JDK-8345323 : Parallel GC does not handle UseLargePages and UseNUMA gracefully
  • Type: Bug
  • Component: hotspot
  • Sub-Component: gc
  • Affected Version: 24
  • Priority: P3
  • Status: Resolved
  • Resolution: Fixed
  • OS: linux
  • Submitted: 2024-12-02
  • Updated: 2024-12-25
  • Resolved: 2024-12-13
The Version table provides details related to the release that this issue/RFE will be addressed.

Unresolved : Release in which this issue/RFE will be addressed.
Resolved: Release in which this issue/RFE has been resolved.
Fixed : Release in which this issue/RFE has been fixed. The release containing this fix may be available for download as an Early Access Release or a General Availability Release.

To download the current JDK release, click here.
JDK 24 JDK 25
24Fixed 25 b03Fixed
Related Reports
Relates :  
Relates :  
Description
Parallel does not handle the combination -XX:+UseLargePages and -XX:+UseNUMA gracefully. A minimal example that would trigger the bug:

$ jdk-24/bin/java -server -XX:+UseParallelGC -XX:+UseLargePages -XX:+UseNUMA -Xmx200m -version

If -Xmx is set to something that is larger than whatever /proc/sys/vm/nr_hugepages backs we get the expected message:

Java HotSpot(TM) 64-Bit Server VM warning: Failed to reserve and commit memory using large pages. req_addr: 0x0000000083000000 bytes: 2097152000

But if -Xmx is set to something that is smaller than whatever /proc/sys/vm/nr_hugepages backs we get:

$ jdk-24/bin/java -server -XX:+UseParallelGC -XX:+UseLargePages -XX
:+UseNUMA -Xmx200m -version
Java HotSpot(TM) 64-Bit Server VM warning: UseNUMA is not fully compatible with +UseLargePages, disabling adaptive resizing (-XX:-UseAdaptiveSizePolicy -XX:-UseAdaptiveNUMAChunkSizing)
mbind: Invalid argument
mbind: Invalid argument
mbind: Invalid argument

This error only happens for Parallel (I have tested Serial, G1, ZGC).
Comments
Changeset: a9a5f7cb Branch: master Author: Albert Mingkun Yang <ayang@openjdk.org> Date: 2024-12-13 11:43:32 +0000 URL: https://git.openjdk.org/jdk/commit/a9a5f7cb0a75b82d613ecd9018e13e5337e90363
13-12-2024

A pull request was submitted for review.
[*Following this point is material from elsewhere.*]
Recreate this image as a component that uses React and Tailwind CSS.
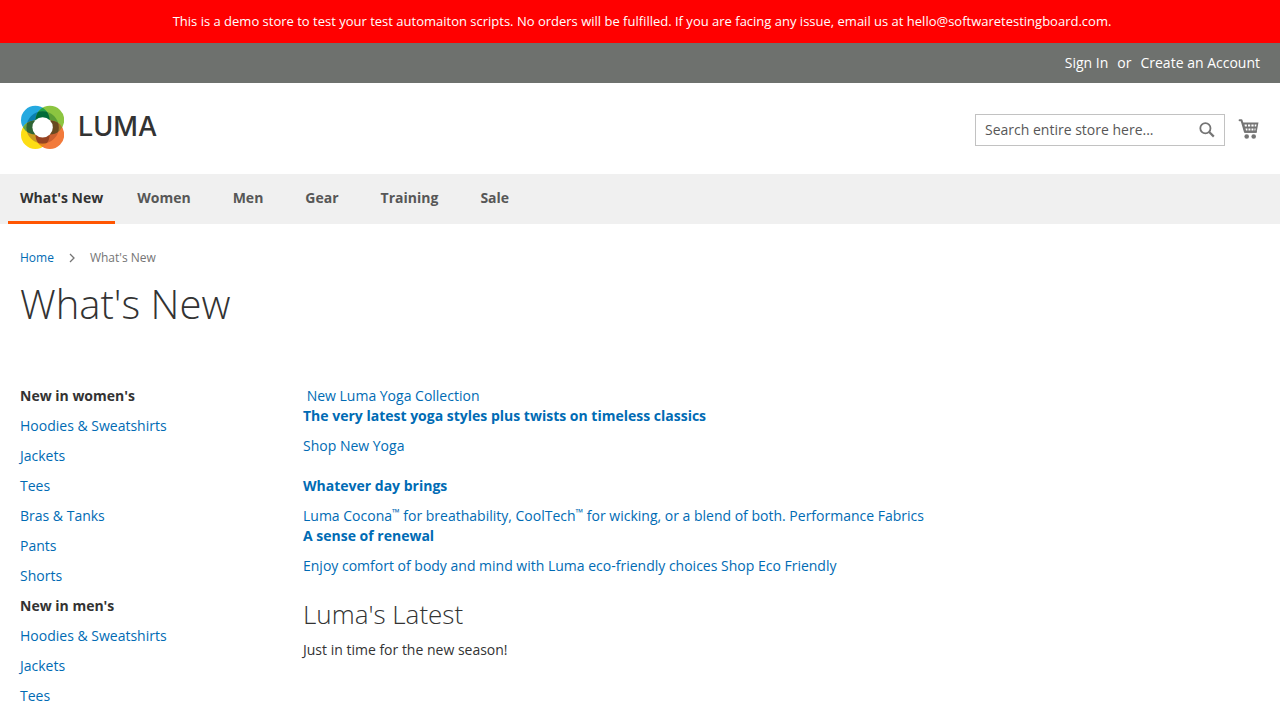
const navItems = [
  { label: "Women" },
  { label: "Men" },
  { label: "Gear" },
  { label: "Training" },
  { label: "Sale" },
];

const categories = [
  {
    title: "New in women's",
    links: ["Hoodies & Sweatshirts", "Jackets", "Tees", "Bras & Tanks", "Pants", "Shorts"],
  },
  {
    title: "New in men's",
    links: ["Hoodies & Sweatshirts", "Jackets", "Tees"],
  },
];

function LogoMark() {
  return (
    <svg viewBox="-0.6 -0.4 44 44" className="size-11" aria-hidden="true">
      <defs>
        <clipPath id="tl"><circle cx="14.7" cy="14.7" r="14.3" /></clipPath>
        <clipPath id="tr"><circle cx="29.3" cy="14.7" r="14.3" /></clipPath>
        <clipPath id="bl"><circle cx="14.7" cy="29.3" r="14.3" /></clipPath>
        <clipPath id="br"><circle cx="29.3" cy="29.3" r="14.3" /></clipPath>
        <clipPath id="ring"><circle cx="22" cy="22" r="16.2" /></clipPath>
      </defs>
      <circle cx="14.7" cy="14.7" r="14.3" fill="#25a9e0" />
      <circle cx="29.3" cy="14.7" r="14.3" fill="#8cc540" />
      <circle cx="14.7" cy="29.3" r="14.3" fill="#fddd15" />
      <circle cx="29.3" cy="29.3" r="14.3" fill="#f27a3b" />
      {/* Where two neighbouring discs overlap, outside the ring */}
      <circle cx="29.3" cy="14.7" r="14.3" fill="#1fa04a" clipPath="url(#tl)" />
      <circle cx="14.7" cy="29.3" r="14.3" fill="#5fa444" clipPath="url(#tl)" />
      <circle cx="29.3" cy="29.3" r="14.3" fill="#a5802c" clipPath="url(#tr)" />
      <circle cx="29.3" cy="29.3" r="14.3" fill="#e8841f" clipPath="url(#bl)" />
      {/* Ring over each single disc */}
      <circle cx="22" cy="22" r="16.2" fill="#0a7fae" clipPath="url(#tl)" />
      <circle cx="22" cy="22" r="16.2" fill="#5a9e35" clipPath="url(#tr)" />
      <circle cx="22" cy="22" r="16.2" fill="#c89a20" clipPath="url(#bl)" />
      <circle cx="22" cy="22" r="16.2" fill="#cc602f" clipPath="url(#br)" />
      {/* Ring over each overlap */}
      <g clipPath="url(#ring)">
        <circle cx="29.3" cy="14.7" r="14.3" fill="#006b38" clipPath="url(#tl)" />
        <circle cx="14.7" cy="29.3" r="14.3" fill="#2f6535" clipPath="url(#tl)" />
        <circle cx="29.3" cy="29.3" r="14.3" fill="#684a20" clipPath="url(#tr)" />
        <circle cx="29.3" cy="29.3" r="14.3" fill="#964321" clipPath="url(#bl)" />
      </g>
      <circle cx="22" cy="22" r="10.2" fill="#fff" />
    </svg>
  );
}

function SearchIcon() {
  return (
    <svg viewBox="0 0 16 16" className="size-4" fill="none" stroke="#757575" aria-hidden="true">
      <circle cx="6.4" cy="6.2" r="5.1" strokeWidth="1.8" />
      <path d="M10.2 10 L14.8 14.6" strokeWidth="2.2" />
    </svg>
  );
}

function CartIcon() {
  return (
    <svg viewBox="0.7 0.5 22 22" className="size-[22px]" aria-hidden="true">
      <path d="M2.3 1.8 H4.2 L7.6 13.2 H18.6" fill="none" stroke="#757575" strokeWidth="2" strokeLinecap="round" strokeLinejoin="round" />
      <path d="M4.8 4 H21.2 L19.2 14.2 H7.2 Z" fill="#757575" />
      <path d="M7.2 6h2.3v2H7.6z M10.7 6h2.2v2h-2.2z M14.1 6h2.2v2h-2.2z M17.4 6h1.8l-.4 2h-1.4z M8.2 9.9h1.9v2H8.7z M11.2 9.9h1.9v2h-1.9z M14.2 9.9h1.9v2h-1.9z M17.2 9.9h1.2l-.4 2h-.8z" fill="#fff" />
      <circle cx="9.4" cy="18" r="2.3" fill="#757575" />
      <circle cx="16.4" cy="18" r="2.3" fill="#757575" />
    </svg>
  );
}

export default function App() {
  return (
    <div className="bg-white font-['Open_Sans',sans-serif] text-sm leading-5 text-[#333]">
      <div className="bg-[#ff0000] py-3 pl-1 text-center text-[13px] leading-[19px] text-white">
        This is a demo store to test your test automaiton scripts. No orders will be fulfilled. If you are facing any
        issue, email us at hello@softwaretestingboard.com.
      </div>

      <header>
        <div className="flex h-10 items-center justify-end bg-[#6e716e] px-5 text-white">
          <a href="#signin">Sign In</a>
          <span className="px-[9px]">or</span>
          <a href="#create">Create an Account</a>
        </div>

        <div className="flex h-[91px] items-start justify-between px-5 pt-[22px]">
          <a href="#home" className="flex items-center gap-[14px]" aria-label="Luma home">
            <LogoMark />
            <span className="font-['Inter',sans-serif] text-[27px] leading-[44px] font-medium">LUMA</span>
          </a>
          <div className="flex items-center gap-[13px] pt-[9px]">
            <form role="search" className="flex h-8 w-[250px] items-center border border-[#c2c2c2] px-[9px]">
              <input
                type="search"
                aria-label="Search"
                placeholder="Search entire store here..."
                className="min-w-0 flex-1 bg-transparent outline-none placeholder:text-[#575757]"
              />
              <button type="button" aria-label="Search">
                <SearchIcon />
              </button>
            </form>
            <a href="#cart" aria-label="My Cart">
              <CartIcon />
            </a>
          </div>
        </div>
      </header>

      <nav className="flex h-[50px] gap-[10px] bg-[#f0f0f0] px-2 font-bold text-[#575757]">
        <a href="#new" className="border-b-3 border-[#ff5501] px-3 leading-[47px] text-[#333]">
          What's New
        </a>
        {navItems.map((item) => (
          <a key={item.label} href={"#" + item.label} className="pr-5 pl-3 leading-[47px]">
            {item.label}
          </a>
        ))}
      </nav>

      <div className="px-5">
        <nav aria-label="Breadcrumb" className="flex items-center gap-[14px] pt-[25px] text-xs leading-[18px] text-[#757575]">
          <a href="#home" className="text-[#006bb4]">Home</a>
          <svg viewBox="0 0 8 10" className="h-[10px] w-2" fill="none" stroke="#757575" strokeWidth="1.3" aria-hidden="true">
            <path d="M2 1 L6 5 L2 9" />
          </svg>
          <span>What's New</span>
        </nav>

        <h1 className="pt-3 text-[40px] leading-[50px] font-light">What's New</h1>

        <div className="flex pt-[57px]">
          <aside className="w-[283px] shrink-0">
            {categories.map((group) => (
              <section key={group.title}>
                <h2 className="pb-[10px] font-bold">{group.title}</h2>
                <ul>
                  {group.links.map((link) => (
                    <li key={link} className="pb-[10px]">
                      <a href="#category" className="text-[#006bb4]">{link}</a>
                    </li>
                  ))}
                </ul>
              </section>
            ))}
          </aside>

          <main className="min-w-0 flex-1">
            <a href="#yoga" className="block pb-5 text-[#006bb4]">
              <span className="block">&nbsp;New Luma Yoga Collection</span>
              <strong className="block pb-[10px]">The very latest yoga styles plus twists on timeless classics</strong>
              <span className="block">Shop New Yoga</span>
            </a>
            <a href="#performance" className="block text-[#006bb4]">
              <strong className="block pb-[10px]">Whatever day brings</strong>
              <span className="block">
                Luma Cocona<sup className="text-[10px]">™</sup> for breathability, CoolTech
                <sup className="text-[10px]">™</sup> for wicking, or a blend of both. Performance Fabrics
              </span>
            </a>
            <a href="#eco" className="block text-[#006bb4]">
              <strong className="block pb-[10px]">A sense of renewal</strong>
              <span className="block">Enjoy comfort of body and mind with Luma eco-friendly choices Shop Eco Friendly</span>
            </a>
            <h2 className="pt-6 text-[26px] leading-7 font-light">Luma's Latest</h2>
            <p className="pt-3">Just in time for the new season!</p>
          </main>
        </div>
      </div>
    </div>
  );
}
Branch: jdk24 URL: https://git.openjdk.org/jdk/pull/22733 Date: 2024-12-13 12:03:14 +0000
13-12-2024

A pull request was submitted for review. Branch: master URL: https://git.openjdk.org/jdk/pull/22575 Date: 2024-12-05 12:04:20 +0000
05-12-2024

Actually the workaround is to set -XX:MinHeapSize=8m or larger. Setting a larger heap will not affect the MinHeapSize and this is the size used to determine the alignments.
04-12-2024

After a closer look, I believe the issue is not entirely specific to NUMA. The root cause appears to be that we select the wrong page size in `ParallelArguments::initialize_heap_flags_and_sizes`. Before JDK-8333962, the default `MinHeapSize` was 8M, so the calculated page size was 2M. However, after JDK-8333962, the default `MinHeapSize` is 2M (since the default `OldSize` is 0), resulting in a calculated page size of 4K, which is smaller than 2M. Before JDK-8333962, this error could still be triggered by explicitly setting a smaller `OldSize`, such as `OldSize=1m`. This would lead to a smaller `MinHeapSize`, which in turn would result in an incorrect page size. It seems that the NUMA API is the only component we use that complains loudly about the incorrect page size, which is why this issue becomes noticeable only when `-XX:+UseNUMA` is enabled.
04-12-2024

Not saying that JDK-8333962 is wrong, but it removed the default OldSize of 4M, and that in turn leads to a smaller MinHeapSize. I suppose the correct fix is to harden parallel to better align and size the different parts when NUMA and LargePages are in play. A temporary fix could be to change the default value for OldSize to ScaleForWordSize(4*M) again, because changing the sizing code is usually comes with a bug-tail and not sure we want to do that right now.
03-12-2024

This is most likely the cause: https://bugs.openjdk.org/browse/JDK-8333962
03-12-2024

Thanks, I can see that we now calculate the minimum heap size to something smaller compared to JDK-23 and that leads to the alignment not being updated correctly. I think the mbind failure occurs because the addresses of the spaces then becomes "not large page aligned".
03-12-2024

Can confirm your observation. My tests show that it was introduced in jdk-24+3.
03-12-2024

This looks to be a regression in JDK 24, at least in my quick local attempts I did not manage to provoke it with JDK 23.
03-12-2024